Transcribe all of the material below word for word and leave out its pictures.

** Start Dataset section **

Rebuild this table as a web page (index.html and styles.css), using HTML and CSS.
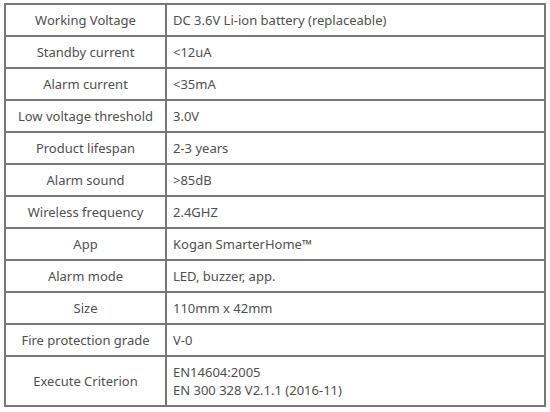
FILE: index.html
```html
<!DOCTYPE html>
<html>
<head>
<meta charset="utf-8">
<link rel="stylesheet" href="styles.css">
</head>
<body>
<table class="spec">
<tr><td class="k">Working Voltage</td><td class="v">DC 3.6V Li-ion battery (replaceable)</td></tr>
<tr><td class="k">Standby current</td><td class="v">&lt;12uA</td></tr>
<tr><td class="k">Alarm current</td><td class="v">&lt;35mA</td></tr>
<tr><td class="k">Low voltage threshold</td><td class="v">3.0V</td></tr>
<tr><td class="k">Product lifespan</td><td class="v">2-3 years</td></tr>
<tr><td class="k">Alarm sound</td><td class="v">&gt;85dB</td></tr>
<tr><td class="k">Wireless frequency</td><td class="v">2.4GHZ</td></tr>
<tr><td class="k">App</td><td class="v">Kogan SmarterHome™</td></tr>
<tr><td class="k">Alarm mode</td><td class="v">LED, buzzer, app.</td></tr>
<tr><td class="k">Size</td><td class="v">110mm x 42mm</td></tr>
<tr><td class="k">Fire protection grade</td><td class="v">V-0</td></tr>
<tr class="tall"><td class="k">Execute Criterion</td><td class="v">EN14604:2005<br>EN 300 328 V2.1.1 (2016-11)</td></tr>
</table>
</body>
</html>
```
FILE: styles.css
```css
html, body {
  margin: 0;
  background: #fff;
}
body {
  padding: 3px 0 0 4px;
  font-family: "Noto Sans", sans-serif;
  font-size: 13px;
  color: #4f4f4f;
}
.spec {
  border-collapse: collapse;
  width: 542px;
  table-layout: fixed;
}
.spec td {
  border: 2px solid #777;
  height: 32px;
  padding: 0 6px;
  line-height: 18px;
  box-sizing: border-box;
}
.spec td.k {
  width: 161px;
  text-align: center;
}
.spec .tall td {
  height: 50px;
}
```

** End Dataset section **

## Answer to the task
Rebuild this table as a web page (index.html and styles.css), using HTML and CSS.
FILE: index.html
```html
<!DOCTYPE html>
<html>
<head>
<meta charset="utf-8">
<link rel="stylesheet" href="styles.css">
</head>
<body>
<table class="spec">
<tr><td class="k">Working Voltage</td><td class="v">DC 3.6V Li-ion battery (replaceable)</td></tr>
<tr><td class="k">Standby current</td><td class="v">&lt;12uA</td></tr>
<tr><td class="k">Alarm current</td><td class="v">&lt;35mA</td></tr>
<tr><td class="k">Low voltage threshold</td><td class="v">3.0V</td></tr>
<tr><td class="k">Product lifespan</td><td class="v">2-3 years</td></tr>
<tr><td class="k">Alarm sound</td><td class="v">&gt;85dB</td></tr>
<tr><td class="k">Wireless frequency</td><td class="v">2.4GHZ</td></tr>
<tr><td class="k">App</td><td class="v">Kogan SmarterHome™</td></tr>
<tr><td class="k">Alarm mode</td><td class="v">LED, buzzer, app.</td></tr>
<tr><td class="k">Size</td><td class="v">110mm x 42mm</td></tr>
<tr><td class="k">Fire protection grade</td><td class="v">V-0</td></tr>
<tr class="tall"><td class="k">Execute Criterion</td><td class="v">EN14604:2005<br>EN 300 328 V2.1.1 (2016-11)</td></tr>
</table>
</body>
</html>
```
FILE: styles.css
```css
html, body {
  margin: 0;
  background: #fff;
}
body {
  padding: 3px 0 0 4px;
  font-family: "Noto Sans", sans-serif;
  font-size: 13px;
  color: #4f4f4f;
}
.spec {
  border-collapse: collapse;
  width: 542px;
  table-layout: fixed;
}
.spec td {
  border: 2px solid #777;
  height: 32px;
  padding: 0 6px;
  line-height: 18px;
  box-sizing: border-box;
}
.spec td.k {
  width: 161px;
  text-align: center;
}
.spec .tall td {
  height: 50px;
}
```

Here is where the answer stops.